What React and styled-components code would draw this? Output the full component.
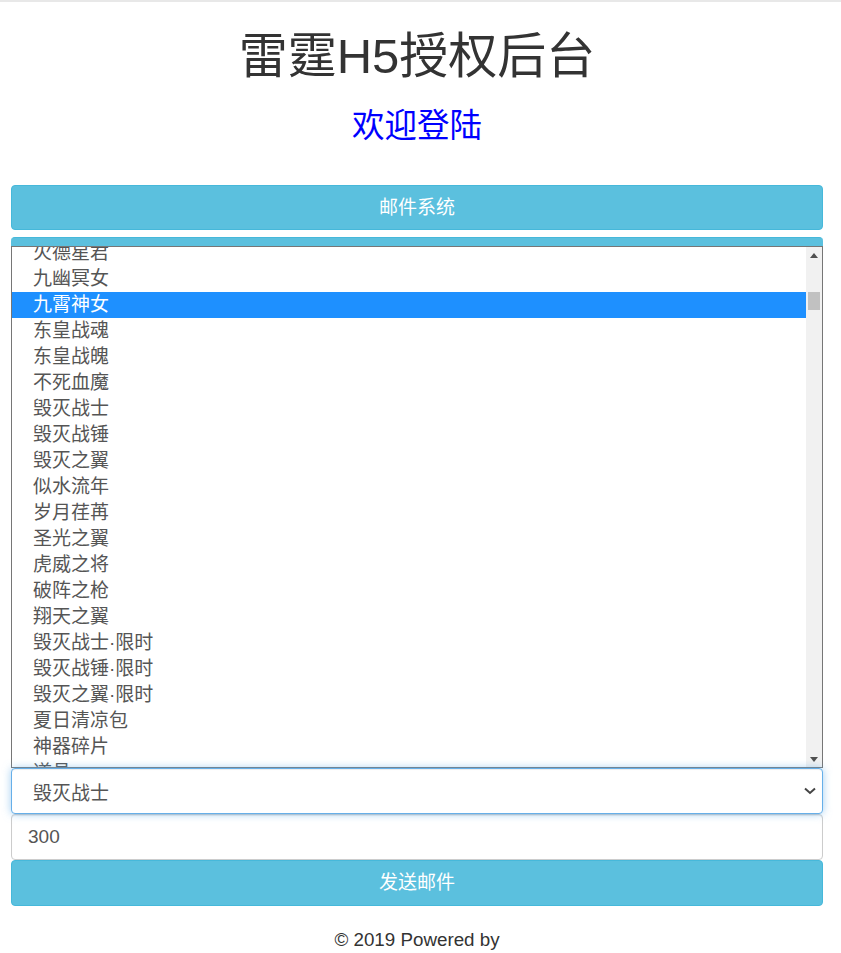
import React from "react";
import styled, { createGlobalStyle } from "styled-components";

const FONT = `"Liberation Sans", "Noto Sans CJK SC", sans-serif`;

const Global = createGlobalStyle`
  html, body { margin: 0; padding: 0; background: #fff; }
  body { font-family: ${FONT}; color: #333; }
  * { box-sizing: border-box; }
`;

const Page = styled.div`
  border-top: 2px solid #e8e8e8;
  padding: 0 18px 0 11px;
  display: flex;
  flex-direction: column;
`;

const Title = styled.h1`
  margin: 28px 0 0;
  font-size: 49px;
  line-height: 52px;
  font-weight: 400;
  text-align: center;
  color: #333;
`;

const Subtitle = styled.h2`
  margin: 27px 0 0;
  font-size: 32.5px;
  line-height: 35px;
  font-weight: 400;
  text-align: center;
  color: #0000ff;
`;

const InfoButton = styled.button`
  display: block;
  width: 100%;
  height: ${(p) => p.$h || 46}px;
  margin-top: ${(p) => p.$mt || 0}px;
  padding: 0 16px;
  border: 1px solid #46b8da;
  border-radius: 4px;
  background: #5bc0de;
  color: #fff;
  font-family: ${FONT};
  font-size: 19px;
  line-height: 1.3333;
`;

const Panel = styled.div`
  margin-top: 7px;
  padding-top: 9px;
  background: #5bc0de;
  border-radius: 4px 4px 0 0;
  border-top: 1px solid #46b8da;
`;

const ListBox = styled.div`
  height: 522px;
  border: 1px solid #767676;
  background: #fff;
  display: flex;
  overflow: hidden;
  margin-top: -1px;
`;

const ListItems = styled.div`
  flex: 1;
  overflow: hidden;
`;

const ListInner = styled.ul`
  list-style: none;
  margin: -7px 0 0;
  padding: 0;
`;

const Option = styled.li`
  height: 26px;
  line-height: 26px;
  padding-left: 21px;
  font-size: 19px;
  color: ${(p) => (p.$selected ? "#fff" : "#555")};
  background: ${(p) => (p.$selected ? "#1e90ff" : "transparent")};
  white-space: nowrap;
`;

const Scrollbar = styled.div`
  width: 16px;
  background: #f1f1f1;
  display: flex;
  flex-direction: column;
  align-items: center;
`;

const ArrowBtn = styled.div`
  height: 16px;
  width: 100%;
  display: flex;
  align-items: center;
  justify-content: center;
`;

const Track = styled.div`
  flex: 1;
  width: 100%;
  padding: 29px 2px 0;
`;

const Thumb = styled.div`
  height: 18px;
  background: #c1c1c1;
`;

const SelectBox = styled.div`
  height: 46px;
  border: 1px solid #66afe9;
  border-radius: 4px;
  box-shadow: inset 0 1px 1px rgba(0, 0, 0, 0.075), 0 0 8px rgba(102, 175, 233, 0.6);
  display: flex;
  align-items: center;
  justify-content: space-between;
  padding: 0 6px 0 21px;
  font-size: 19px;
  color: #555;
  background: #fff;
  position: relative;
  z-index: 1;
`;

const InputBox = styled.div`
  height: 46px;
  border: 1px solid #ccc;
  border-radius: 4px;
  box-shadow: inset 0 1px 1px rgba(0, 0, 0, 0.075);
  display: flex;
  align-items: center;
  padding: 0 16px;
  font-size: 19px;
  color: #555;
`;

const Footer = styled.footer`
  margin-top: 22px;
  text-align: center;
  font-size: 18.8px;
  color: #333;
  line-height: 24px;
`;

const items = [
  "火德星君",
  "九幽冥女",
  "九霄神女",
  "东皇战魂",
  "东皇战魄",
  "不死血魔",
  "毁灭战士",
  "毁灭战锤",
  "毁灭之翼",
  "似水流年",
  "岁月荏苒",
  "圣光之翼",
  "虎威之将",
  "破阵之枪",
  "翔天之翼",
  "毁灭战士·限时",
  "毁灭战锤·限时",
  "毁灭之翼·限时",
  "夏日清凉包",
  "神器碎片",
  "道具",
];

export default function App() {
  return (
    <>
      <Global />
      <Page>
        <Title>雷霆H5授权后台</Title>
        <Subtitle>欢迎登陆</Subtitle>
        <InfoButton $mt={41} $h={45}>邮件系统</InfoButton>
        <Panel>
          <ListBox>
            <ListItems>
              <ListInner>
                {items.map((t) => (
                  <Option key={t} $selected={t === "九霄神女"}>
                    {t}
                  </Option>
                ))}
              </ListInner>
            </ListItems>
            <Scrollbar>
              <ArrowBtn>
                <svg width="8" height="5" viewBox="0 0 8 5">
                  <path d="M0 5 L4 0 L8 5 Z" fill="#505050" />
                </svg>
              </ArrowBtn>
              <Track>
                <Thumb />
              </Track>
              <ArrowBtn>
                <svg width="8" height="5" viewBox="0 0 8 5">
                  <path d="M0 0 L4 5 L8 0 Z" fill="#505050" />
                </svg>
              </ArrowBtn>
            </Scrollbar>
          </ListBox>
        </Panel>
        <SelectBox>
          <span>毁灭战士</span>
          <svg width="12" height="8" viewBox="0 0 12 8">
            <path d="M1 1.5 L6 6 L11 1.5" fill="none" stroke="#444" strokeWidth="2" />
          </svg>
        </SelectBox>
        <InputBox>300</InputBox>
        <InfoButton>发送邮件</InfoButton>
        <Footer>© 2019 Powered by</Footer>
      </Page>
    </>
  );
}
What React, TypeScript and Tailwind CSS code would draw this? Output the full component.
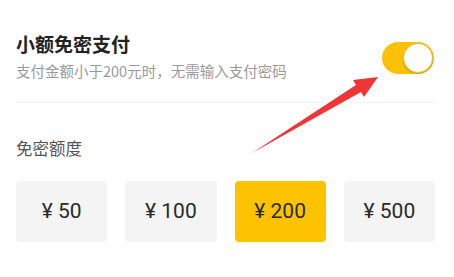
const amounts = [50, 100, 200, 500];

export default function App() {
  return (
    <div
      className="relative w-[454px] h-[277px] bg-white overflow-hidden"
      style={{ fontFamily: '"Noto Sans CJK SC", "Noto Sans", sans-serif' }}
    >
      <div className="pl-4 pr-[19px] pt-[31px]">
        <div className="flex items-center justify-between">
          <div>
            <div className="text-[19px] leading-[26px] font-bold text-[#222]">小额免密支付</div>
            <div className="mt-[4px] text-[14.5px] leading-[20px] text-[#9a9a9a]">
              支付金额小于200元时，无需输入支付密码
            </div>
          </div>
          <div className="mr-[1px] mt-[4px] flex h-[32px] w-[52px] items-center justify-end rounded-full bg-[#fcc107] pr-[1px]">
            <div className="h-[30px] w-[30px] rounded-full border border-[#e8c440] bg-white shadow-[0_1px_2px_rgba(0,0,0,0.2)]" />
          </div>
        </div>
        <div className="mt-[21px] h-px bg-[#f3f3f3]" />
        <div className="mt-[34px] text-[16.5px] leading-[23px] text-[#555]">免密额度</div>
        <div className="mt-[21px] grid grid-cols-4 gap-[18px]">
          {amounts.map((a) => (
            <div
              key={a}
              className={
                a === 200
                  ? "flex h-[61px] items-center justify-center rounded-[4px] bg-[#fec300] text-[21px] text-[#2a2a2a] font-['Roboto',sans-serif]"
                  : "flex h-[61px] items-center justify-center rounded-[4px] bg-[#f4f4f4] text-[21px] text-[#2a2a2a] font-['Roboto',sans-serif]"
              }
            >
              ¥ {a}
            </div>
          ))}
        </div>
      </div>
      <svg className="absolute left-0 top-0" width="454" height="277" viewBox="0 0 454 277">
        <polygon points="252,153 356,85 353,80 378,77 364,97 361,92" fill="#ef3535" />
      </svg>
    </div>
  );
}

> AIM
Make an exact copy of the lines from the one that contains "What React, TypeScript" through the one that contains "const amounts = [50, 100, 200, 500];", both included, and no other lines. Pictures are skipped.

> REPLY TO THE TASK
What React, TypeScript and Tailwind CSS code would draw this? Output the full component.
const amounts = [50, 100, 200, 500];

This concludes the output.